WHAT’S STREAMING
EMMA (PG) Reconnected to Austen’s powers, UK, 125 min
A sprightly adaptation of the time-honoured novel by Jane Austen. The movie goes big with the frilly bonnets, hooped dresses and starched collars, and is a small delight to marvel at for its attractive wardrobe work alone. Same goes for a frame-filling production design, which effortlessly transports us into the Austen universe. Anya Taylor-Joy does well in the title role, a capriciously meddlesome young matchmaker who will burn and rebuild many romantic bridges throughout Austen’s characteristically busy tale. ***1/2
NETFLIX, FOXTEL
WONDER WOMAN 1984 (M) Not always a blast from this past, US, 152 min
This sequel to Wonder Woman’s billion-grossing origin story (released in 2017) is slightly sappier and far more crappier than its predecessor. However, at a mammoth 150 minutes plus, nobody can accuse the filmmakers of not giving fans every possible chance to worship their favourite lariat-twirling heroine. As the title implies, the movie is set smack-bang in the heart of the 1980s, where Wonder Woman’s glamourzon alter ego Diana Prince (Gal Gadot) is working as head anthropologist of the city’s leading museum. This puts her on a collision with a prototype Donald Trump named Maxwell Lord (played by Pedro Pascal), who is cornering the world’s oil market with a magic rock that grants all wishes in seconds flat. On and on this wonky, barely coherent tale goes, weakened further still by the wonky, barely expressive acting skills of the implausibly photogenic Ms Gadot.
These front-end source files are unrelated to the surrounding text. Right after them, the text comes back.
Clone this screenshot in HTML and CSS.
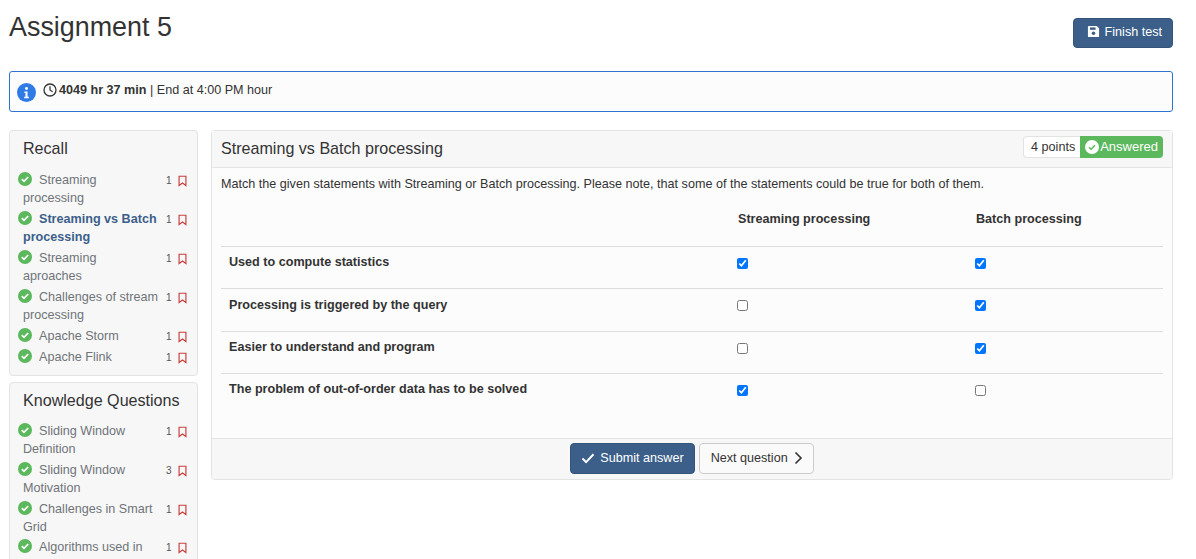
FILE: index.html
```html
<!DOCTYPE html>
<html lang="en">
<head>
  <meta charset="UTF-8" />
  <meta name="viewport" content="width=device-width, initial-scale=1.0"/>
  <title>Assignment 5</title>
  <link rel="stylesheet" href="styles.css">
</head>
<body>
  <svg class="defs" width="0" height="0">
    <symbol id="done" viewBox="0 0 14 14">
      <circle cx="7" cy="7" r="7" fill="#5cb85c"/>
      <path d="M3.800 7.200l2.200 2.200 4.200-4.400" fill="none" stroke="#fff" stroke-width="1.700"/>
    </symbol>
    <symbol id="mark" viewBox="0 0 10 12">
      <path d="M1.200 .7h7.600v10.400L5 8.300l-3.800 2.800z" fill="none" stroke="#c9413f" stroke-width="1.300"/>
    </symbol>
  </svg>

  <div class="page">
    <header class="top">
      <h1>Assignment 5</h1>
      <button class="btn btn-main btn-finish" type="button">
        <svg class="ico" viewBox="0 0 14 14" width="13" height="13"><path d="M2 1h8.500L13 3.500V12a1 1 0 0 1-1 1H2a1 1 0 0 1-1-1V2a1 1 0 0 1 1-1z" fill="#fff"/><rect x="3.200" y="2.600" width="6" height="2.600" fill="#3c5f8a"/><circle cx="7" cy="9" r="1.900" fill="#3c5f8a"/></svg>
        Finish test
      </button>
    </header>

    <div class="timer">
      <span class="info-dot">
        <svg viewBox="0 0 18 18" width="19" height="19"><circle cx="9" cy="9" r="9" fill="#2f7ae5"/><circle cx="9" cy="5.200" r="1.400" fill="#fff"/><path d="M7 8h3v5h1.200v1.400H6.800V13H8V9.400H7z" fill="#fff"/></svg>
      </span>
      <svg class="ico" viewBox="0 0 14 14" width="14" height="14"><circle cx="7" cy="7" r="6" fill="none" stroke="#333" stroke-width="1.300"/><path d="M7 3.300V7l2.600 1.700" fill="none" stroke="#333" stroke-width="1.200"/></svg>
      <span><b>4049 hr 37 min</b> | End at 4:00 PM hour</span>
    </div>

    <div class="columns">
      <aside class="side">
        <section class="side-box">
          <h2>Recall</h2>
          <div class="side-item"><span class="side-text"><svg class="done"><use href="#done"/></svg>Streaming processing</span><span class="side-num">1</span><svg class="mark"><use href="#mark"/></svg></div>
          <div class="side-item active"><span class="side-text"><svg class="done"><use href="#done"/></svg>Streaming vs Batch processing</span><span class="side-num">1</span><svg class="mark"><use href="#mark"/></svg></div>
          <div class="side-item"><span class="side-text"><svg class="done"><use href="#done"/></svg>Streaming aproaches</span><span class="side-num">1</span><svg class="mark"><use href="#mark"/></svg></div>
          <div class="side-item"><span class="side-text"><svg class="done"><use href="#done"/></svg>Challenges of stream processing</span><span class="side-num">1</span><svg class="mark"><use href="#mark"/></svg></div>
          <div class="side-item"><span class="side-text"><svg class="done"><use href="#done"/></svg>Apache Storm</span><span class="side-num">1</span><svg class="mark"><use href="#mark"/></svg></div>
          <div class="side-item"><span class="side-text"><svg class="done"><use href="#done"/></svg>Apache Flink</span><span class="side-num">1</span><svg class="mark"><use href="#mark"/></svg></div>
        </section>
        <section class="side-box">
          <h2>Knowledge Questions</h2>
          <div class="side-item"><span class="side-text"><svg class="done"><use href="#done"/></svg>Sliding Window Definition</span><span class="side-num">1</span><svg class="mark"><use href="#mark"/></svg></div>
          <div class="side-item"><span class="side-text"><svg class="done"><use href="#done"/></svg>Sliding Window Motivation</span><span class="side-num">3</span><svg class="mark"><use href="#mark"/></svg></div>
          <div class="side-item"><span class="side-text"><svg class="done"><use href="#done"/></svg>Challenges in Smart Grid</span><span class="side-num">1</span><svg class="mark"><use href="#mark"/></svg></div>
          <div class="side-item"><span class="side-text"><svg class="done"><use href="#done"/></svg>Algorithms used in Streaming</span><span class="side-num">1</span><svg class="mark"><use href="#mark"/></svg></div>
        </section>
      </aside>

      <main class="card">
        <div class="card-head">
          <h3>Streaming vs Batch processing</h3>
          <div class="badges">
            <span class="badge-points">4 points</span>
            <span class="badge-answered">
              <svg viewBox="0 0 14 14" width="14" height="14"><circle cx="7" cy="7" r="7" fill="#fff"/><path d="M4 7.200l2.100 2.100 3.900-4" fill="none" stroke="#5cb85c" stroke-width="1.500"/></svg>Answered
            </span>
          </div>
        </div>
        <div class="card-body">
          <p class="intro">Match the given statements with Streaming or Batch processing. Please note, that some of the statements could be true for both of them.</p>
          <table class="match">
            <thead>
              <tr><th></th><th>Streaming processing</th><th>Batch processing</th></tr>
            </thead>
            <tbody>
              <tr><td>Used to compute statistics</td><td><input type="checkbox" checked></td><td><input type="checkbox" checked></td></tr>
              <tr><td>Processing is triggered by the query</td><td><input type="checkbox"></td><td><input type="checkbox" checked></td></tr>
              <tr><td>Easier to understand and program</td><td><input type="checkbox"></td><td><input type="checkbox" checked></td></tr>
              <tr><td>The problem of out-of-order data has to be solved</td><td><input type="checkbox" checked></td><td><input type="checkbox"></td></tr>
            </tbody>
          </table>
        </div>
        <div class="card-foot">
          <button class="btn btn-main" type="button">
            <svg class="ico" viewBox="0 0 14 14" width="14" height="14"><path d="M1.500 7.500l3.600 3.600 7.400-7.800" fill="none" stroke="#fff" stroke-width="2"/></svg>
            Submit answer
          </button>
          <button class="btn btn-plain" type="button">
            Next question
            <svg class="ico" viewBox="0 0 10 14" width="10" height="14"><path d="M2.500 1.500L8 7l-5.500 5.500" fill="none" stroke="#333" stroke-width="1.600"/></svg>
          </button>
        </div>
      </main>
    </div>
  </div>
</body>
</html>
```

FILE: styles.css
```css
html, body {
  margin: 0;
  background: #fff;
}
body {
  font-family: "Liberation Sans", Arial, sans-serif;
  font-size: 12.6px;
  line-height: 18px;
  color: #333;
}
.defs {
  display: block;
  height: 0;
}
.page {
  height: 559px;
  overflow: hidden;
  padding: 0 23px 0 9px;
  box-sizing: border-box;
}
.top {
  display: flex;
  justify-content: space-between;
  align-items: flex-start;
  height: 71px;
}
h1 {
  margin: 10px 0 0;
  font-size: 26.9px;
  line-height: 34px;
  font-weight: 400;
}
.btn {
  font-family: inherit;
  font-size: 12.6px;
  line-height: 18px;
  border-radius: 4px;
  display: inline-flex;
  align-items: center;
  gap: 5px;
  height: 31px;
  padding-bottom: 2px;
  cursor: pointer;
}
.btn-main {
  background: #3c5f8a;
  border: 1px solid #34547b;
  color: #fff;
  padding-left: 10px;
  padding-right: 10px;
}
.btn-plain {
  background: #fafafa;
  border: 1px solid #ccc;
  color: #333;
  padding-left: 11px;
  padding-right: 10px;
}
.btn-finish {
  margin-top: 18px;
  height: 30px;
  padding-left: 13px;
  padding-bottom: 4px;
}
.timer {
  display: flex;
  align-items: center;
  height: 41px;
  box-sizing: border-box;
  border: 1px solid #2f74d0;
  border-radius: 3px;
  background: #fcfcfc;
  padding: 0 7px 3px;
  gap: 2px;
}
.info-dot {
  display: flex;
  margin-top: 4px;
  margin-right: 5px;
}
.columns {
  display: flex;
  align-items: flex-start;
  gap: 13px;
  margin-top: 18px;
}
.side {
  width: 189px;
  flex: none;
}
.side-box {
  background: #f7f7f7;
  border: 1px solid #e3e3e3;
  border-radius: 4px;
  padding: 7px 8px 8px;
  margin-bottom: 6px;
  box-sizing: border-box;
}
.side-box h2 {
  margin: 0 0 13px 5px;
  font-size: 16.1px;
  line-height: 20px;
  font-weight: 400;
  color: #333;
}
.side-box + .side-box h2 {
  margin-bottom: 12px;
}
.side-item {
  display: flex;
  align-items: flex-start;
  margin-bottom: 3px;
  color: #6f7479;
  line-height: 18px;
}
.side-item:nth-last-child(2) {
  margin-bottom: 2px;
}
.side-item:last-child {
  margin-bottom: 0;
}
.side-item.active {
  color: #3c5f8a;
  font-weight: 700;
}
.side-text {
  flex: 1;
  padding: 0 7.500px 0 5px;
  min-width: 0;
}
.done {
  width: 14px;
  height: 14px;
  margin: 0 7px 0 -5px;
  vertical-align: -2px;
}
.side-num {
  flex: none;
  width: 8px;
  font-size: 10px;
  line-height: 18px;
  font-weight: 400;
  color: #555;
  margin: 1px 4px 0 0;
}
.mark {
  flex: none;
  width: 9px;
  height: 12px;
  margin: 4px 2px 0 0;
}
.card {
  flex: 1;
  min-width: 0;
  background: #fcfcfc;
  border: 1px solid #e3e3e3;
  border-radius: 4px;
}
.card-head {
  display: flex;
  justify-content: space-between;
  align-items: center;
  height: 36px;
  background: #f7f7f7;
  border-bottom: 1px solid #e3e3e3;
  padding: 0 9px;
}
h3 {
  margin: -2px 0 0;
  font-size: 16.1px;
  font-weight: 400;
}
.badges {
  display: flex;
  height: 22px;
  margin-top: -4px;
}
.badge-points {
  background: #fff;
  border: 1px solid #e3e3e3;
  border-right: 0;
  border-radius: 4px 0 0 4px;
  padding: 0 5px 0 7px;
  line-height: 20px;
}
.badge-answered {
  display: flex;
  align-items: center;
  gap: 1px;
  background: #5cb85c;
  color: #fff;
  border-radius: 0 4px 4px 0;
  padding: 0 5px;
  font-size: 13px;
}
.card-body {
  padding: 7px 9px 0;
  height: 270px;
  box-sizing: border-box;
}
.intro {
  margin: 0;
  line-height: 18px;
}
.match {
  width: 100%;
  border-collapse: collapse;
  table-layout: fixed;
  margin-top: 10px;
}
.match th {
  text-align: left;
  font-weight: 700;
  height: 43px;
  padding: 0 0 11px 8px;
  box-sizing: border-box;
  border-bottom: 1px solid #ddd;
}
.match th:nth-child(1) {
  width: 509px;
}
.match th:nth-child(2) {
  width: 238px;
}
.match td {
  height: 42px;
  padding: 6px 0 0 7px;
  box-sizing: border-box;
  vertical-align: top;
  font-weight: 700;
  border-bottom: 1px solid #ddd;
}
.match td:first-child {
  padding-left: 8px;
}
.match tr:nth-child(2) td {
  height: 43px;
}
.match tr:nth-child(2) td:first-child {
  padding-top: 7px;
}
.match tr:last-child td {
  border-bottom: 0;
}
.match input {
  width: 11px;
  height: 11px;
  margin: 5px 0 0;
  display: block;
}
.card-foot {
  display: flex;
  justify-content: center;
  gap: 4px;
  height: 41px;
  box-sizing: border-box;
  background: #f7f7f7;
  border-top: 1px solid #e3e3e3;
  padding-top: 4px;
  border-radius: 0 0 4px 4px;
}
```
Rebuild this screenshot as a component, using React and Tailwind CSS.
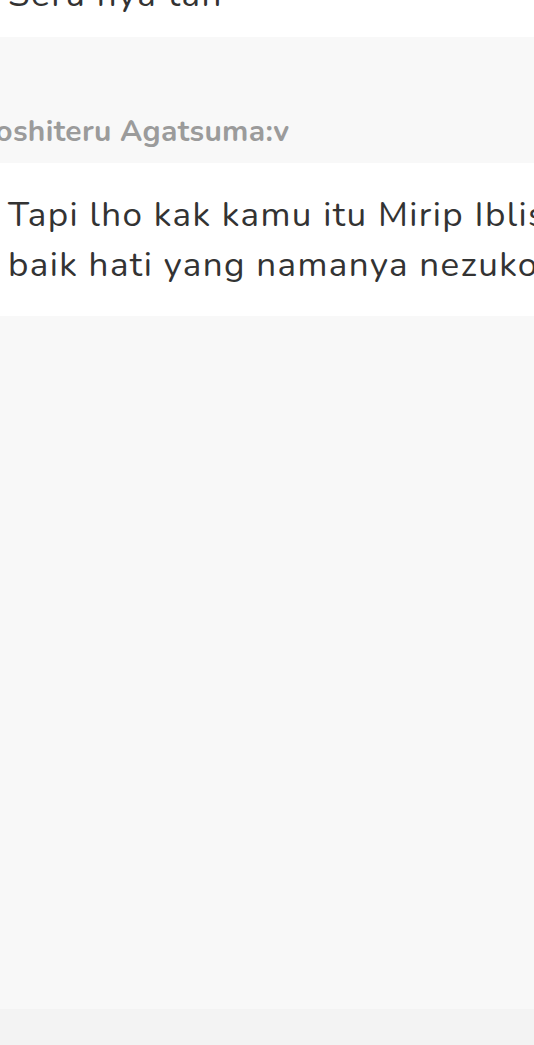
export default function App() {
  return (
    <div className="w-[534px] h-[1045px] overflow-hidden bg-[#f8f8f8] flex flex-col" style={{ fontFamily: 'Nunito, Lato, "Noto Sans", sans-serif' }}>
      <div className="h-[37px] bg-white overflow-hidden shrink-0">
        <p className="-mt-[30px] pl-2 text-[35px] leading-[50px] tracking-[1.5px] text-[#333] whitespace-nowrap">Seru nya tan</p>
      </div>

      <div className="h-[126px] shrink-0 flex items-end pb-[13px]">
        <p className="-ml-[21px] text-[30px] leading-[36px] tracking-[0.3px] font-bold text-[#9b9b9b] whitespace-nowrap">Yoshiteru Agatsuma:v</p>
      </div>

      <div className="bg-white shrink-0 pl-2 pt-[27px] pb-[26px]">
        <p className="text-[35px] leading-[50px] tracking-[1.4px] text-[#333] whitespace-nowrap">
          Tapi lho kak kamu itu Mirip Iblis
          <br />
          baik hati yang namanya nezuko
        </p>
      </div>

      <div className="flex-1 bg-[#f8f8f8]" />
      <div className="h-[36px] shrink-0 bg-[#f3f3f3]" />
    </div>
  )
}
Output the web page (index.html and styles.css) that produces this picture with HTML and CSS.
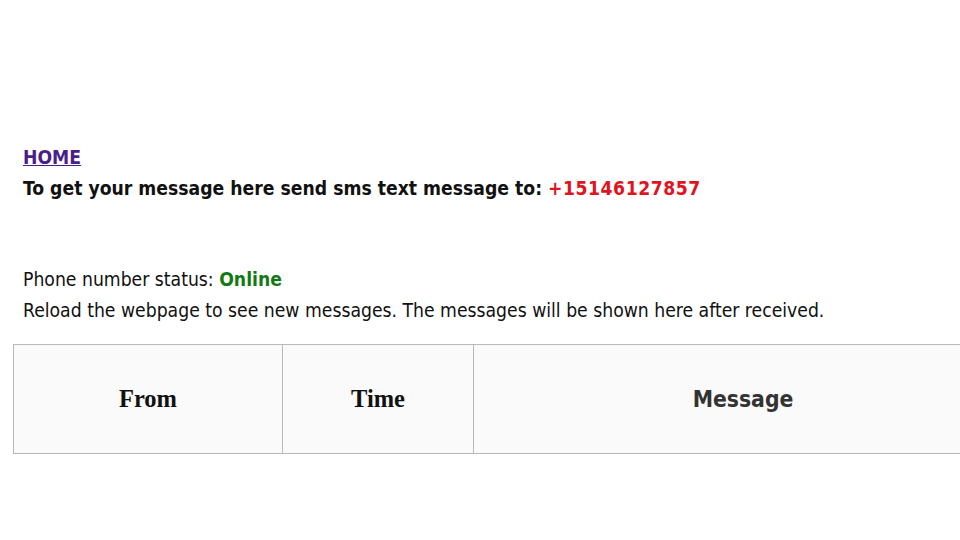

Co-stars Chris Pine, Kristen Wiig. **1/2
BINGE, FOXTEL, NETFLIX
I CARE A LOT (MA15+) The blunt force of a woman of steal, US, 115 min
Yes, the title is ironic. To the absolute max. The mega-manipulative Marla (a chillingly sinister Rosamund Pike) does not care at all. Which is why she makes such a tidy stack of dollars tricking the elderly out of their life savings. Marla might have the perfect front for her crimes - she is a well-regarded court-appointed guardian - but she is definitely heading for the perfect comeuppance when her latest ‘victim’ (a wonderful Dianne Wiest) puts a call out to a wellconnected acquaintance. Just who will come out on top in a bottom-feeding battle of wills is almost impossible to predict. This is a mercurial, moodshifting movie that won’t accommodate all tastes, but will not be forgotten in a hurry courtesy of a brilliant Pike. ***
AMAZON
SHOWBIZ KIDS (M) No play time after fame game is over, US, 94 min
“Every year, over 20,000 child actors audition for roles in Hollywood. 95 per cent of them don’t book a single job.” It was with this sobering stat that this compelling HBO-produced doco begins, and it soon becomes clear this rigorously researched production is a cut above other titles that have investigated the pitfalls of pre-adult stardom. Director Alex Winter was a child actor himself, and his insider’s grasp of this stillmisunderstood topic draws some raw and telling contributions from the doco’s many interviewees. Among those with the most illuminating and cautionary experiences to share are Henry Thomas (best known as Elliott in E.T.), Mara Wilson (Mrs. Doubtfire and Matilda), Milla Jovovich (a model and actress from age 11), Wil Wheaton (Stand By Me) and the late Disney teen star Cameron Boyce (who tragically dies from an epilepsy attack shortly after filming his very eloquent contributions here). Recommended viewing for both parents of kids with showbiz ambitions, and the kids themselves. ****
BINGE, FOXTEL
21 BRIDGES (MA15+) Stopping all traffic to start the chase, US, 96 min
A solid pulp crime thriller set across a single night on the streets of New York City. Chadwick Boseman (Black Panther) stars as Andre Davis, a complicated NYPD detective with an unfair rep for being a bit too trigger-happy on the job. Almost as soon as Davis is advised to stop with the pumping of lead into crooks, two mysterious gunmen start wasting cops left, right and centre.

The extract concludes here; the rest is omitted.